Interestingly, NFL Properties LLC owns three trade mark registrations in Australia containing not only the word 'redskins', but the image of a Native American man as well4. This is a partial reproduction of one of them:
We here at Scintilla have to wonder whether an application to have those registrations cancelled would succeed. In Australia, a trade mark registration may be rejected, opposed or cancelled if the mark ‘contains or consists of scandalous matter’5. Although there is no specific ground of disparagement as in the United States, there is no doubt that 'scandalous matter' is sufficiently broad to cover racial or ethnic slurs. However, to succeed in such an action for cancellation, the trade mark would need to cause a significant degree of disgrace, shock or outrage in a not insignificant subset of the Australian population,6 and given the presumably low numbers in Australia of Native Americans or people who appreciate the nuanced meaning of the word, it is unclear whether an 'aggrieved person' would be able to meet that threshold. While the Trade Marks Office instructs that 'marks incorporating racial or ethnic abuse (eg F**K <country or ethnic group name>)' will always be scandalous and should never be accepted for registration, it provides no specific direction in relation to words, like 'redskins', which are not obviously inherently abusive.7
A recent decision of a delegate of the Registrar of Trade Marks in relation to the mark POMMIEBASHER provides the best indication of what an Australian court might do. In that case, the examiner originally refused to accept the mark for registration on the basis that it was offensive, but the delegate held that it was 'merely colourful Australian slang in popular common use' to denote 'a person who is unduly critical of English people', and nothing more.8 The trade mark therefore proceeded to registration, and there are now four registered POMMIEBASHER marks (and one pending application).9 While the delegate accepted that the term could be used in an offensive way, one should not allow such potential conduct to alter the content of the term. The situation may be different, however, for loaded terms where the 'sign cannot be separated from the actions of those associated with it, but that would be a matter of social context'.10 Again, it is unclear whether 'redskins' would be considered such a loaded term in Australia, but there may be a clue in the final argument made by the delegate: 'Nor can it be said that the trade mark POMMIEBASHER, if put into the Registrar of Trade Marks, would reasonably cause any sort of concern among stakeholders or the international community.'11 If an Australian court were to take the views of the 'international community' into account, a decision like Blackhorse may prove very persuasive.
Footnotes:
- Blackhorse v Pro-Football, Inc. (TTAB Cancellation No. 92046185).
- Trademark Act of 1946, 15 USC §§1052(a) and 1064(3).

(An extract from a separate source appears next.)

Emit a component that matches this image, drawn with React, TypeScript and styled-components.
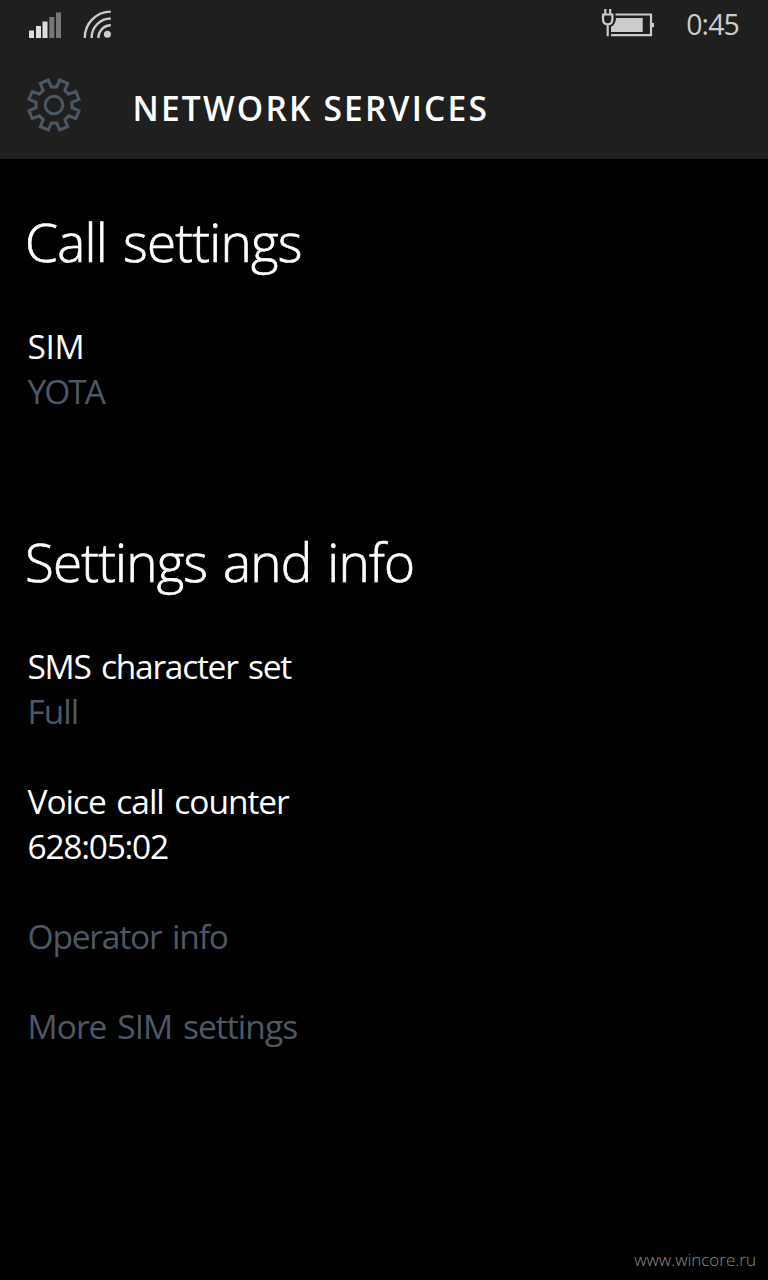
import React from "react";
import styled, { createGlobalStyle } from "styled-components";

const GlobalStyle = createGlobalStyle`
  body { margin: 0; background: #000; }
  * { box-sizing: border-box; }
`;

const Screen = styled.div`
  display: flex;
  flex-direction: column;
  width: 768px;
  height: 1280px;
  background: #000;
  color: #fff;
  font-family: "Open Sans", "Noto Sans", sans-serif;
  overflow: hidden;
`;

const StatusBar = styled.div`
  display: flex;
  align-items: center;
  justify-content: space-between;
  height: 50px;
  padding: 0 29px 0 28px;
  background: #1f1f1f;
`;

const StatusGroup = styled.div<{ $gap: number }>`
  display: flex;
  align-items: center;
  gap: ${(p) => p.$gap}px;
`;

const Clock = styled.span`
  color: #ccc;
  font-size: 28.5px;
  line-height: 48px;
  letter-spacing: -0.9px;
  padding-bottom: 2px;
  white-space: nowrap;
`;

const Header = styled.header`
  display: flex;
  align-items: flex-start;
  gap: 48.5px;
  height: 109px;
  padding: 25px 24px 0;
  background: #1f1f1f;
`;

const GearIcon = styled.svg`
  display: block;
  flex: none;
`;

const Title = styled.h1`
  margin: 10px 0 0;
  font-size: 33.5px;
  font-weight: 600;
  line-height: 46px;
  letter-spacing: 2.2px;
  white-space: nowrap;
`;

const Content = styled.main`
  display: flex;
  flex-direction: column;
  flex: 1;
  padding: 47px 24px 0;
`;

const Section = styled.section`
  display: flex;
  flex-direction: column;
  height: 320px;
`;

const Heading = styled.h2<{ $spacing: number }>`
  margin: 0 0 46px;
  padding-left: 1px;
  font-size: 53px;
  font-weight: 300;
  line-height: 72px;
  letter-spacing: ${(p) => p.$spacing}px;
  word-spacing: 3px;
  -webkit-text-stroke: 0.7px currentColor;
  white-space: nowrap;
`;

const Setting = styled.div`
  margin: 0 0 45px 3.5px;
`;

const Line = styled.div<{ $muted?: boolean; $spacing: number }>`
  width: max-content;
  font-size: 33.5px;
  line-height: 45px;
  color: ${(p) => (p.$muted ? "#4c5866" : "#fff")};
  letter-spacing: ${(p) => p.$spacing}px;
  word-spacing: 3px;
  white-space: nowrap;
`;

const Footer = styled.footer`
  display: flex;
  justify-content: flex-end;
  height: 40px;
  padding: 8px 12px 0 0;
  color: #8a8a8a;
  font-size: 17px;
  font-weight: 300;
  line-height: 24px;
`;

const gearPoints = Array.from({ length: 8 }, (_, i) => {
  const a = (i * Math.PI) / 4;
  const b = a + Math.PI / 4;
  const turn = (x: number, y: number, t: number) =>
    `${(30 + x * Math.cos(t) - y * Math.sin(t)).toFixed(2)},${(30 + x * Math.sin(t) + y * Math.cos(t)).toFixed(2)}`;
  return [turn(-2.7, -18, a), turn(2.7, -18, a), turn(5.7, -25, a), turn(-5.7, -25, b)].join(" ");
}).join(" ");

const Gear = () => (
  <GearIcon width="60" height="60" viewBox="0 0 60 60" fill="none" stroke="#4c5866" strokeWidth="3">
    <polygon points={gearPoints} />
    <circle cx="30" cy="30" r="8.8" />
  </GearIcon>
);

const Signal = () => (
  <svg width="34" height="50" viewBox="28 0 34 50" fill="#ddd">
    <rect x="29" y="30.5" width="5" height="7.5" />
    <rect x="36" y="26" width="5" height="12" />
    <rect x="42.5" y="21.5" width="5" height="16.5" />
    <g fill="#777">
      <rect x="49.3" y="17" width="5" height="21" />
      <rect x="56" y="12.5" width="5" height="25.5" />
    </g>
  </svg>
);

const Wifi = () => (
  <svg width="30" height="50" viewBox="82 0 30 50" fill="none" stroke="#ccc" strokeWidth="2.4">
    <path d="M84.8 38A26 26 0 0 1 110.8 11.6" />
    <path d="M91.6 38A19.2 19.2 0 0 1 110.8 18.5" />
    <path d="M98.4 38A12.6 12.6 0 0 1 110.8 25.3" />
    <circle cx="107.4" cy="34.2" r="3.5" fill="#ccc" stroke="none" />
  </svg>
);

const Battery = () => (
  <svg width="54" height="50" viewBox="601 0 54 50" fill="none" stroke="#ccc" strokeWidth="2.2">
    <path d="M615.5 14.5H651V35.2H611" />
    <path d="M651.5 23H654V27.2H651.5Z" fill="#ccc" stroke="none" />
    <path d="M616 18H642.7V32H611V26.8Q615.8 24.5 616 18Z" fill="#ccc" stroke="none" />
    <path d="M605.3 9V14M610.2 9V14M602 14.5H613.4M603 14.5V19Q603 24.3 607.7 24.3Q612.4 24.3 612.4 19V14.5M607.7 24V36.3" />
  </svg>
);

export default function App() {
  return (
    <Screen>
      <GlobalStyle />
      <StatusBar>
        <StatusGroup $gap={20}>
          <Signal />
          <Wifi />
        </StatusGroup>
        <StatusGroup $gap={31.5}>
          <Battery />
          <Clock>0:45</Clock>
        </StatusGroup>
      </StatusBar>
      <Header>
        <Gear />
        <Title>NETWORK SERVICES</Title>
      </Header>
      <Content>
        <Section>
          <Heading $spacing={-0.75}>Call settings</Heading>
          <Setting>
            <Line $spacing={-0.4}>SIM</Line>
            <Line $muted $spacing={-2}>YOTA</Line>
          </Setting>
        </Section>
        <Section>
          <Heading $spacing={-0.85}>Settings and info</Heading>
          <Setting>
            <Line $spacing={-1.27}>SMS character set</Line>
            <Line $muted $spacing={-1}>Full</Line>
          </Setting>
          <Setting>
            <Line $spacing={-1.05}>Voice call counter</Line>
            <Line $spacing={-1.25}>628:05:02</Line>
          </Setting>
          <Setting>
            <Line $muted $spacing={-1.18}>Operator info</Line>
          </Setting>
          <Setting>
            <Line $muted $spacing={-0.95}>More SIM settings</Line>
          </Setting>
        </Section>
      </Content>
      <Footer>www.wincore.ru</Footer>
    </Screen>
  );
}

- Harjo v Pro-Football, Inc., 30 USPQ2d 1828 (TTAB 1994); Harjo v Pro-Football, Inc., 50 USPQ2d 1705 (TTAB 1999); Pro-Football, Inc. v Harjo, 284 F. Supp.2d 96, 68 USPQ2d 1225 (DDC 2003); Pro-Football, Inc. v Harjo, 415 F.3d 44, 75 USPQ2d 1525 (CD Cir. 2005); Pro-Football, Inc. v Harjo, 567 F. Supp.2d 46, 87 USPQ2d 1891 (DDC 2008); Pro-Football, Inc. v Harjo, 565 F.3d 880, 90 USPQ2d 1593 (DC Cir. 2009).
- Australian Trade Mark Registrations Nos. 338372, 385442 and 448073.
- Trade Marks Act 1995 (Cth) ss 42(a), 57 and 88(2)(a).
- Peter Hanlon [2011] ATMO 45, [15], [18]–[19].
- IP Australia, 'Part 30 Signs that are Scandalous and Use Contrary to Law', Trade Marks Office Manual of Practice and Procedure (2014).
- Peter Hanlon [2011] ATMO 45, [42], [47].
- Australian Trade Mark Registrations Nos. 1267253, 1566979, 1566982 and 1576917, and Australian Trade Mark Application No. 1576917.
- Peter Hanlon [2011] ATMO 45, [46].
- Peter Hanlon [2011] ATMO 45, [50].